Dans « Logos » (1951), Heidegger propose une interprétation du fragment 50 d’Héraclite qui comprend le logos comme ce qui rassemble et laisse-être ensemble tous les étants. Cette approche phénoménologique cherche à retrouver une pensée plus originaire que la métaphysique de la présence.
Jacques Derrida, dans De la grammatologie, critique le « logocentrisme » de la tradition occidentale qui privilégie la parole vivante sur l’écriture. Cette déconstruction révèle que le logos lui-même est travaillé par la différance et ne peut prétendre à une présence pleine à soi.

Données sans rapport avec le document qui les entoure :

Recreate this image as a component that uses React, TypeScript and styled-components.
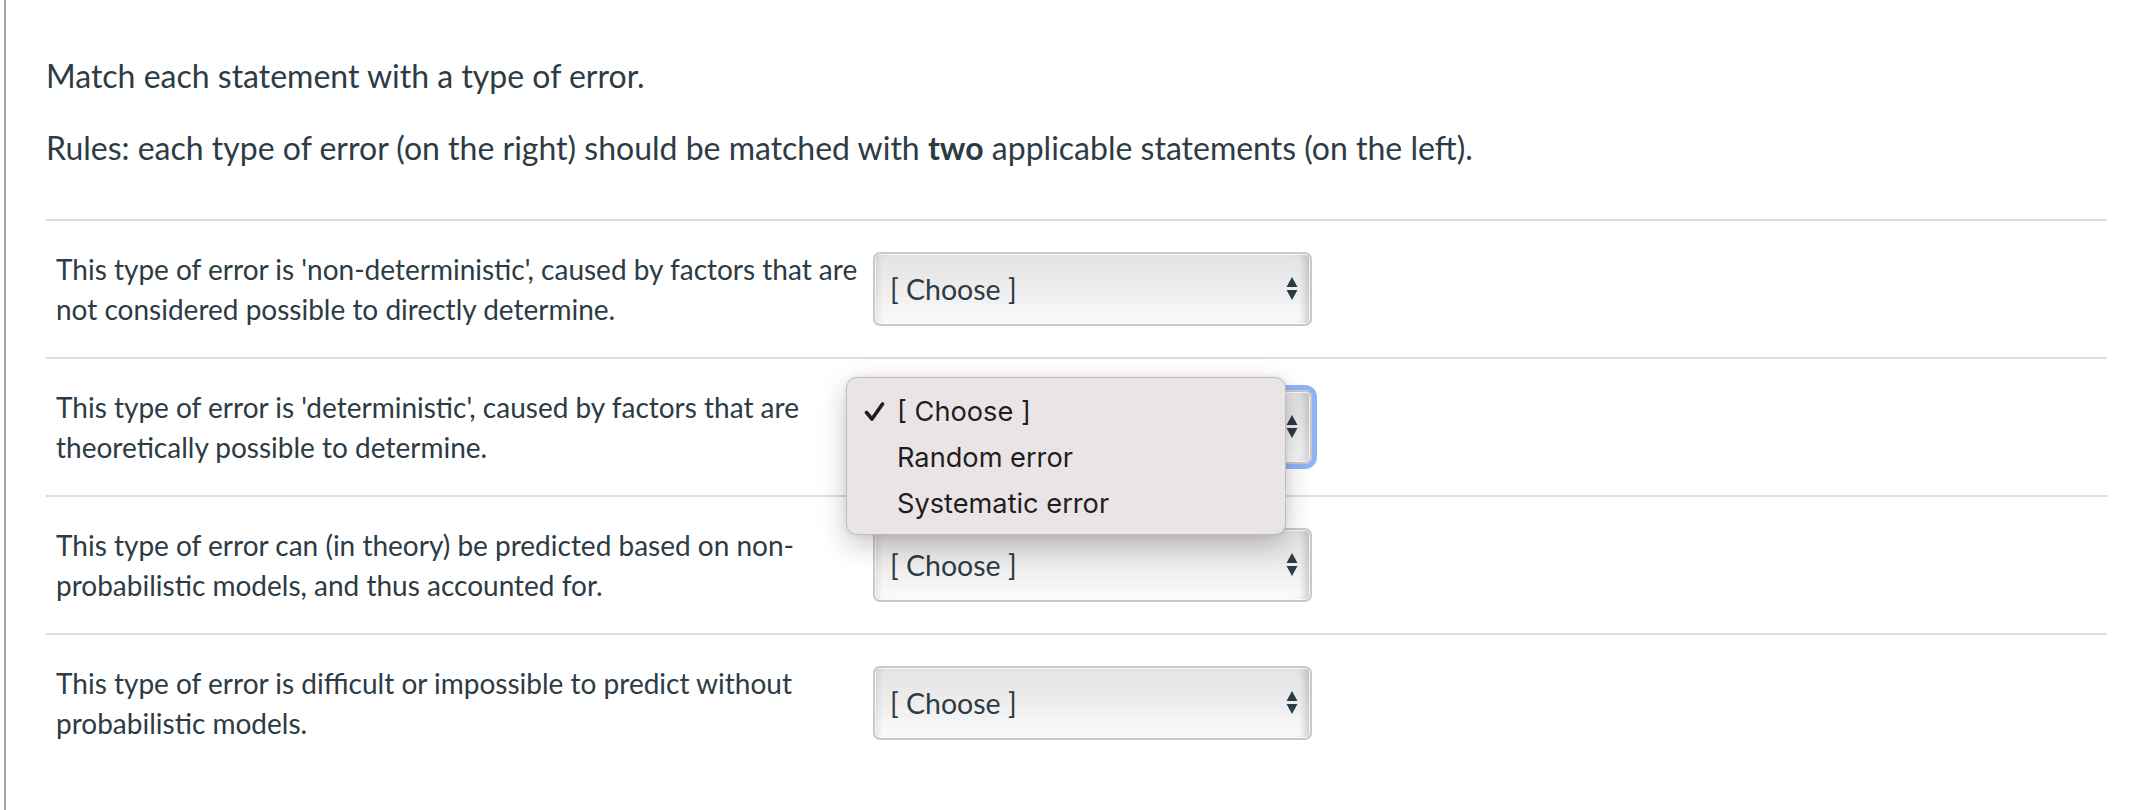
import styled, { createGlobalStyle } from "styled-components";

const GlobalStyle = createGlobalStyle`
  html, body {
    margin: 0;
    padding: 0;
    background: #ffffff;
  }
  body {
    font-family: Lato, "Noto Sans", sans-serif;
    color: #2d3b45;
  }
`;

const Frame = styled.div`
  margin-left: 4px;
  border-left: 2px solid #a4a4a4;
  height: 810px;
  box-sizing: border-box;
  padding: 56px 33px 0 40px;
  overflow: hidden;
`;

const Header = styled.div`
  display: flex;
  flex-direction: column;
  gap: 32px;
`;

const Prompt = styled.p`
  margin: 0;
  font-size: 32px;
  line-height: 40px;
`;

const Strong = styled.strong`
  font-weight: 700;
`;

const Answers = styled.div`
  margin-top: 51px;
`;

const Row = styled.div`
  display: flex;
  align-items: center;
  border-top: 2px solid #dddddd;
  padding: 28px 0 28px 10px;
  min-height: 80px;
`;

const Statement = styled.div`
  flex: 0 0 812px;
  margin-right: 5px;
  font-size: 28px;
  line-height: 40px;
`;

const SelectWrap = styled.div`
  position: relative;
`;

const SelectBox = styled.div<{ $focused?: boolean }>`
  width: 439px;
  height: 74px;
  box-sizing: border-box;
  display: flex;
  align-items: center;
  justify-content: space-between;
  padding: 0 12px 0 15px;
  border: 2px solid #c9c9c9;
  border-radius: 7px;
  background: linear-gradient(#e3e3e3 0%, #ececec 45%, #fbfbfb 100%);
  box-shadow: inset 0 0 0 1px rgba(255, 255, 255, 0.8),
    inset 7px 0 7px -5px rgba(0, 0, 0, 0.12),
    inset -9px 0 8px -5px rgba(0, 0, 0, 0.2);
  font-size: 28.5px;
  color: #2d3b45;
  outline: ${(p) => (p.$focused ? "5px solid #8fb3f6" : "none")};
  outline-offset: 0;
`;

const Arrows = styled.svg`
  width: 12px;
  height: 26px;
  flex: none;
`;

const Menu = styled.div`
  position: absolute;
  left: -27px;
  top: -13px;
  width: 440px;
  height: 158px;
  box-sizing: border-box;
  padding: 11px 0 0 50px;
  background: #ebe4e7;
  border: 1px solid #c2bcbf;
  border-radius: 11px;
  box-shadow: 0 10px 28px rgba(0, 0, 0, 0.22), 0 0 6px rgba(0, 0, 0, 0.08);
  font-family: Inter, "Noto Sans", sans-serif;
  font-size: 27.2px;
  color: #1e1e1e;
  z-index: 2;
`;

const Option = styled.div`
  position: relative;
  line-height: 46px;
  height: 46px;
  white-space: nowrap;
`;

const Check = styled.svg`
  position: absolute;
  left: -33px;
  top: 12px;
  width: 21px;
  height: 21px;
`;

const SelectArrows = () => (
  <Arrows viewBox="0 0 12 26">
    <path d="M6 1 L11.5 11 L0.5 11 Z" fill="#2d3b45" />
    <path d="M0.5 14 L11.5 14 L6 24 Z" fill="#2d3b45" />
  </Arrows>
);

const Select = ({ focused, open }: { focused?: boolean; open?: boolean }) => (
  <SelectWrap>
    <SelectBox $focused={focused}>
      <span>[ Choose ]</span>
      <SelectArrows />
    </SelectBox>
    {open && (
      <Menu>
        <Option>
          <Check viewBox="0 0 21 21">
            <path
              d="M2.5 11.5 L8 18 L18.5 3"
              fill="none"
              stroke="#1e1e1e"
              strokeWidth="3.6"
              strokeLinecap="round"
              strokeLinejoin="round"
            />
          </Check>
          [ Choose ]
        </Option>
        <Option>Random error</Option>
        <Option>Systematic error</Option>
      </Menu>
    )}
  </SelectWrap>
);

const statements = [
  "This type of error is 'non-deterministic', caused by factors that are not considered possible to directly determine.",
  "This type of error is 'deterministic', caused by factors that are theoretically possible to determine.",
  "This type of error can (in theory) be predicted based on non-probabilistic models, and thus accounted for.",
  "This type of error is difficult or impossible to predict without probabilistic models.",
];

export default function App() {
  return (
    <>
      <GlobalStyle />
      <Frame>
        <Header>
          <Prompt>Match each statement with a type of error.</Prompt>
          <Prompt>
            Rules: each type of error (on the right) should be matched with{" "}
            <Strong>two</Strong> applicable statements (on the left).
          </Prompt>
        </Header>
        <Answers>
          {statements.map((text, i) => (
            <Row key={i}>
              <Statement>{text}</Statement>
              <Select focused={i === 1} open={i === 1} />
            </Row>
          ))}
        </Answers>
      </Frame>
    </>
  );
}
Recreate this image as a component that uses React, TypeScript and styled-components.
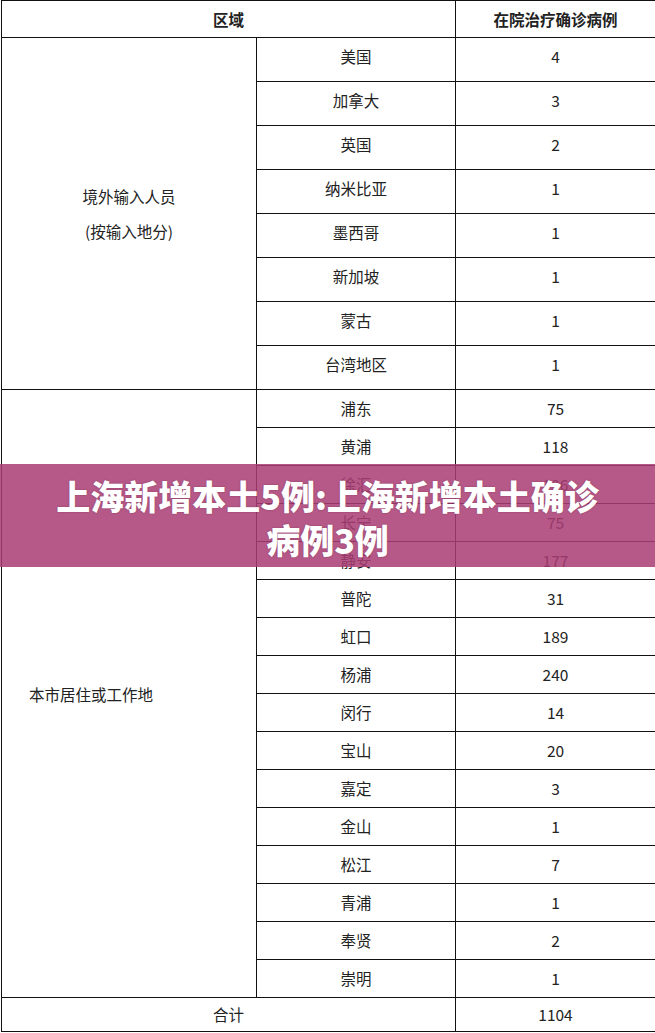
import styled, { createGlobalStyle } from "styled-components"

const GlobalStyle = createGlobalStyle`
  html, body {
    margin: 0;
    padding: 0;
    background: #ffffff;
  }
  body {
    font-family: "Noto Sans CJK SC", "Noto Sans", sans-serif;
    color: #222;
    overflow: hidden;
  }`

const Page = styled.div`
  position: relative;
  width: 655px;
  height: 1033px;
  overflow: hidden;
  padding-left: 1px;
  box-sizing: border-box;`

const Table = styled.table`
  width: 654px;
  table-layout: fixed;
  border-collapse: collapse;
  font-size: 15.5px;`

const HeadCell = styled.th`
  border: 1px solid #111;
  height: 36px;
  padding: 0;
  font-weight: 700;
  font-size: 15.5px;
  text-align: center;
  vertical-align: middle;`

const Cell = styled.td<{ $h: number; $lift?: number }>`
  border: 1px solid #111;
  height: ${p => p.$h - 1 - (p.$lift ?? 0)}px;
  padding: 0 0 ${p => p.$lift ?? 0}px;
  text-align: center;
  vertical-align: middle;
  line-height: 1;`

const GroupCell = styled.td<{ $left?: boolean }>`
  border: 1px solid #111;
  padding: ${p => p.$left ? "0 0 0 27px" : "0"};
  text-align: ${p => p.$left ? "left" : "center"};
  vertical-align: middle;`

const GroupLines = styled.div`
  display: flex;
  flex-direction: column;
  align-items: center;
  gap: 16px;
  line-height: 19px;`

const Banner = styled.div`
  position: absolute;
  left: 0;
  right: 0;
  top: 464px;
  height: 103px;
  background: rgba(170, 62, 116, 0.86);
  display: flex;
  align-items: center;
  justify-content: center;
  padding-top: 4px;
  box-sizing: border-box;`

const BannerTitle = styled.h1`
  margin: 0;
  max-width: 560px;
  color: #ffffff;
  font-family: "Noto Sans CJK SC", "Noto Sans", sans-serif;
  font-weight: 900;
  font-size: 34px;
  line-height: 44px;
  text-align: center;
  text-shadow: 0 0 2px rgba(60, 0, 30, 0.35);`

const abroad: [string, string][] = [
  ["美国", "4"],
  ["加拿大", "3"],
  ["英国", "2"],
  ["纳米比亚", "1"],
  ["墨西哥", "1"],
  ["新加坡", "1"],
  ["蒙古", "1"],
  ["台湾地区", "1"],
]

const local: [string, string][] = [
  ["浦东", "75"],
  ["黄浦", "118"],
  ["徐汇", "136"],
  ["长宁", "75"],
  ["静安", "177"],
  ["普陀", "31"],
  ["虹口", "189"],
  ["杨浦", "240"],
  ["闵行", "14"],
  ["宝山", "20"],
  ["嘉定", "3"],
  ["金山", "1"],
  ["松江", "7"],
  ["青浦", "1"],
  ["奉贤", "2"],
  ["崇明", "1"],
]

export default function App() {
  return (
    <Page>
      <GlobalStyle />
      <Table>
        <colgroup>
          <col style={{ width: 255 }} />
          <col style={{ width: 199 }} />
          <col style={{ width: 200 }} />
        </colgroup>
        <thead>
          <tr>
            <HeadCell colSpan={2}>区域</HeadCell>
            <HeadCell>在院治疗确诊病例</HeadCell>
          </tr>
        </thead>
        <tbody>
          {abroad.map(([name, n], i) => (
            <tr key={name}>
              {i === 0 && (
                <GroupCell rowSpan={abroad.length}>
                  <GroupLines>
                    <span>境外输入人员</span>
                    <span>(按输入地分)</span>
                  </GroupLines>
                </GroupCell>
              )}
              <Cell $h={44} $lift={5}>{name}</Cell>
              <Cell $h={44} $lift={5}>{n}</Cell>
            </tr>
          ))}
          {local.map(([name, n], i) => (
            <tr key={name}>
              {i === 0 && (
                <GroupCell $left rowSpan={local.length}>本市居住或工作地</GroupCell>
              )}
              <Cell $h={38}>{name}</Cell>
              <Cell $h={38}>{n}</Cell>
            </tr>
          ))}
          <tr>
            <Cell $h={34} colSpan={2}>合计</Cell>
            <Cell $h={34}>1104</Cell>
          </tr>
        </tbody>
      </Table>
      <Banner>
        <BannerTitle>上海新增本土5例:上海新增本土确诊病例3例</BannerTitle>
      </Banner>
    </Page>
  )
}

Habermas et la raison communicationnelle
Jürgen Habermas renouvelle la conception du logos en développant sa théorie de l’agir communicationnel. Le logos ne réside plus dans la conscience solitaire mais dans l’intersubjectivité du dialogue orienté vers l’entente mutuelle.
Cette raison communicationnelle, incarnée dans les actes de parole, porte en elle des prétentions à la validité (vérité, justesse, sincérité) qui peuvent être discutées argumentativement. Le logos devient ainsi le medium de la démocratie délibérative et de la recherche coopérative de la vérité.
Le logos dans la pensée contemporaine
Emmanuel Levinas critique la totalisation du logos occidental au nom de l’éthique. Pour lui, le visage d’autrui « parle » avant tout logos conceptuel, révélant une parole plus originaire que celle du logos ontologique. Cette « parole » éthique excède et conteste le logos totalisant de la philosophie.
Paul Ricœur développe une herméneutique qui articule logos et mythos, montrant que la pensée conceptuelle ne peut faire l’économie du langage symbolique et narratif. Cette approche dialectique révèle la fécondité de la tension entre explication logique et compréhension herméneutique.
Le logos demeure ainsi un concept central qui interroge les rapports entre raison et cosmos, pensée et langage, universel et singulier, au cœur des débats philosophiques contemporains sur la rationalité et ses limites.